Medo (3)
Arquivado segunda-feira, fevereiro 06, 2006 por Sérgio Lavos | E-mail this post
É que a velha frase de Voltaire, "posso abominar aquilo que diz, mas se for preciso defenderei o direito de o dizer com a minha vida" não perdeu ainda a sua força. E o que está em causa é isto, apenas isto. O mau-gosto e a islamofobia que estão na origem da publicação das caricaturas são pormenores lamentáveis que se perderam na cadeia de reacções ao acto provocatório do jornal dinamarquês. Ninguém imaginaria que a dimensão dos protestos fosse aquela a que assistimos, muito menos os racistas dinamarqueses que agora assobiam para o lado, escudados como estão na putativa defesa da liberdade de expressão.
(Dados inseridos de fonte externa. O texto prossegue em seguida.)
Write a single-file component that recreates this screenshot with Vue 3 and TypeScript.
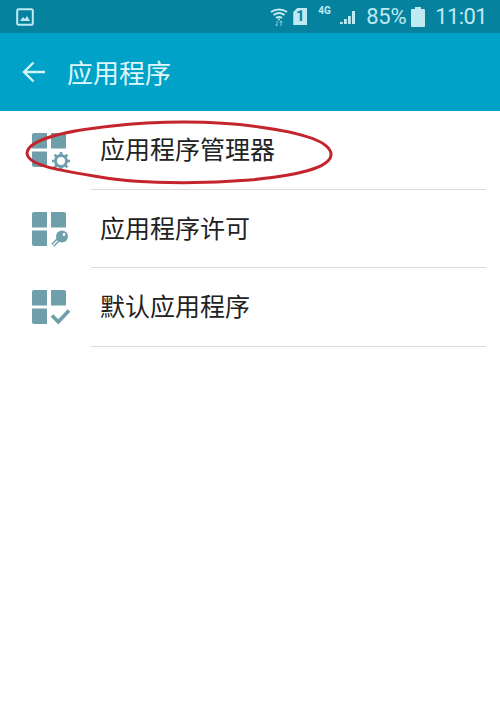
<script setup lang="ts">
const rows = [
  { label: '应用程序管理器', badge: 'gear' },
  { label: '应用程序许可', badge: 'key' },
  { label: '默认应用程序', badge: 'check' },
]
</script>

<template>
  <div class="page">
    <div class="status">
      <svg class="pic" viewBox="0 0 18 18">
        <rect x="1.2" y="1.2" width="15.6" height="15.6" rx="1.5" fill="none" stroke="#bfeaf2" stroke-width="2" />
        <path d="M4 13l3-4 2 2 2-3 3 5z" fill="#bfeaf2" />
      </svg>
      <div class="status-right">
        <svg class="wifi" viewBox="0 0 18 18" fill="none" stroke="#bfeaf2" stroke-width="2">
          <path d="M1 4C5.500 0.500 12.500 0.500 17 4" />
          <path d="M3.500 7C7 4.500 11 4.500 14.500 7" />
          <path d="M6 10C8 8.600 10 8.600 12 10" />
          <circle cx="9" cy="11.500" r="1" fill="#bfeaf2" stroke="none" />
          <path d="M7 13v5M5.500 16.500L7 18M11 18v-5M9.500 14.500L11 13M12.500 14.500L11 13" stroke-width="1" opacity="0.7" />
        </svg>
        <div class="sim">1</div>
        <span class="net">4G</span>
        <svg class="signal" viewBox="0 0 15 13" fill="#bfeaf2">
          <path d="M0 11h2.800v2H0zM4 8h2.800v5H4zM8 5h2.800v8H8zM12 0h3v13h-3z" />
        </svg>
        <span class="pct">85%</span>
        <svg class="batt" viewBox="0 0 14 20" fill="#bfeaf2">
          <path d="M4 0h6v2h3a1 1 0 0 1 1 1v16a1 1 0 0 1-1 1H1a1 1 0 0 1-1-1V3a1 1 0 0 1 1-1h3z" />
        </svg>
        <span class="time">11:01</span>
      </div>
    </div>
    <div class="header">
      <svg class="back" viewBox="0 0 24 22" fill="none" stroke="#cdf4fa" stroke-width="2.400">
        <path d="M23 11H2M11.500 1.500L2 11l9.500 9.500" />
      </svg>
      <span class="title">应用程序</span>
    </div>
    <ul class="list">
      <li v-for="row in rows" :key="row.label" class="row">
        <svg class="icon" viewBox="0 0 34 34">
          <g fill="#6f9faa">
            <path d="M2 0h13v15.500H0V2a2 2 0 0 1 2-2z" />
            <path d="M19 0h13a2 2 0 0 1 2 2v13.500H19z" />
            <path d="M0 18.500h15V34H2a2 2 0 0 1-2-2z" />
          </g>
          <g v-if="row.badge === 'gear'" fill="none" stroke="#6f9faa">
            <circle cx="29" cy="28" r="5.500" stroke-width="3" />
            <path d="M29 19v4M29 33v4M20 28h4M34 28h4M22.600 21.600l2.800 2.800M32.600 31.600l2.800 2.800M35.400 21.600l-2.800 2.800M25.400 31.600l-2.800 2.800" stroke-width="2.600" />
          </g>
          <g v-else-if="row.badge === 'key'">
            <path d="M26.500 27.500L20.800 33.200" fill="none" stroke="#6f9faa" stroke-width="4.200" />
            <path d="M25.500 28.500L21 33" fill="none" stroke="#fff" stroke-width="1.300" />
            <circle cx="30" cy="24.500" r="6" fill="#6f9faa" />
            <circle cx="32" cy="22.500" r="1.400" fill="#fff" />
          </g>
          <path v-else d="M20 25.500l6.300 6.300L37 20.500" fill="none" stroke="#6f9faa" stroke-width="3.600" />
        </svg>
        <div class="label"><span>{{ row.label }}</span></div>
      </li>
    </ul>
    <svg class="circle" viewBox="0 0 310 68" fill="none">
      <path
        d="M3 35C4 22 40 13 88 8 130 3 190 2 235 9 280 15 306 24 307 36 308 50 270 58 226 62 176 66 110 66 70 58 34 52 3 47 3 35Z"
        stroke="#c4242c"
        stroke-width="3"
      />
    </svg>
  </div>
</template>

<style>
html, body { margin: 0; background: #fff; }
</style>

<style scoped>
.page {
  position: relative;
  width: 500px;
  height: 711px;
  overflow: hidden;
  background: #fff;
  font-family: "Liberation Sans", "Noto Sans CJK SC", sans-serif;
}
.status {
  height: 33px;
  background: #06829e;
  display: flex;
  align-items: center;
  justify-content: space-between;
  padding: 0 13px 0 16px;
  color: #bfeaf2;
  font-family: Roboto, sans-serif;
}
.pic { width: 18px; height: 18px; }
.status-right { display: flex; align-items: center; }
.wifi { width: 18px; height: 18px; margin-right: 5px; overflow: visible; }
.sim {
  width: 14px;
  height: 17px;
  background: #bfeaf2;
  color: #06829e;
  font: bold 15px/17px Roboto, sans-serif;
  text-align: center;
  clip-path: polygon(4px 0, 100% 0, 100% 100%, 0 100%, 0 4px);
  margin-right: 11px;
}
.net { font-size: 10px; font-weight: bold; margin: -12px 8px 0 0; width: 14px; }
.signal { width: 15px; height: 13px; margin-right: 11px; margin-top: 1px; }
.pct { font-size: 22px; margin-right: 5px; letter-spacing: -0.3px; }
.batt { width: 14px; height: 20px; margin-right: 10px; }
.time { font-size: 22px; letter-spacing: -0.6px; }
.header {
  height: 78px;
  background: #00a2c8;
  display: flex;
  align-items: center;
  padding-left: 22px;
}
.back { width: 24px; height: 22px; margin-right: 21px; }
.title { font-size: 26px; color: #dff7fb; padding-bottom: 1px; }
.list { list-style: none; margin: 0; padding: 0; }
.row {
  height: 78.500px;
  display: flex;
  align-items: center;
  padding-left: 32px;
}
.icon { width: 34px; height: 34px; margin-right: 25px; overflow: visible; flex: none; }
.label {
  flex: none;
  width: 395px;
  height: 100%;
  box-sizing: border-box;
  border-bottom: 1px solid #dcdcdc;
  display: flex;
  align-items: center;
  padding: 0 0 3px 9px;
  font-size: 25px;
  color: #222;
}
.circle {
  position: absolute;
  left: 24px;
  top: 118px;
  width: 310px;
  height: 68px;
}
</style>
Festim para fundamentalistas, pois. Os de cá, começando em Bush e acabando no bispo de Viseu, e os de lá, e não falo das multidões de muçulmanos revoltados que incendeiam bandeiras e atacam consulados e igrejas (e já matam, parece), estes são apenas o instrumento que os líderes religiosos fundamentalistas usam para propagar ideias e ódio, a violência nasce da palavra de uns poucos e transforma-se na acção de muitos, sempre foi assim e a História, lamentavelmente, repete-se. Nós, do lado de cá - e permito-me este devaneio emprestado de Huntington apenas por questões formais - estremecemos, tememos e levantamos a voz defendendo conquistas de séculos, alguns de forma relutante, porque nada pode desculpar a islamofobia do acto inicial, outros cegamente enfeudados em certezas que, se forem questionadas da maneira correcta, se podem vir a revelar enfermas de preconceito e, lá está, racismo clássico. Mas há os mais perspicazes, os que sem pudores afirmam que devia ter havido mais comedimento e respeito por parte dos responsáveis dos jornais. Quando George W. Bush fala de democracia e liberdade nos países islâmicos, com certeza não fala do mesmo conceito em que eu acredito, a liberdade dele não é a mesma que a minha. Pois este é o homem que instituiu o "Patriot Act", cristão renascido que paulatinamente prepara o caminho, nomeando juízes da sua confiança, para a ilegalização do aborto nos E.U.A., o presidente que, indirectamente, controla a opinião do público americano, recorrendo quando necessário às melhores armas que uma democracia pode oferecer: a propaganda e a desinformação.
Os valores que a Europa deve defender não estão errados, e não apenas porque são melhores ou superiores aos valores que enquadram o Islão; eles são o nosso património cultural, o ponto de contacto entre todos os que cresceram nesta parte do mundo - e isso inclui filhos de imigrantes oriundos de países islâmicos -, derradeiro castelo conquistado ao obscurantismo de raiz cristã e a herança do Humanismo nascido no século XV. Abdicar desta conquista seria abdicar da nossa própria identidade e essência, por muito que isso custe aos que, à mínima ameaça, tremem desde as fundações. Quem poderá pôr em causa, a troco de um punhado de barris de petróleo, esta evidência?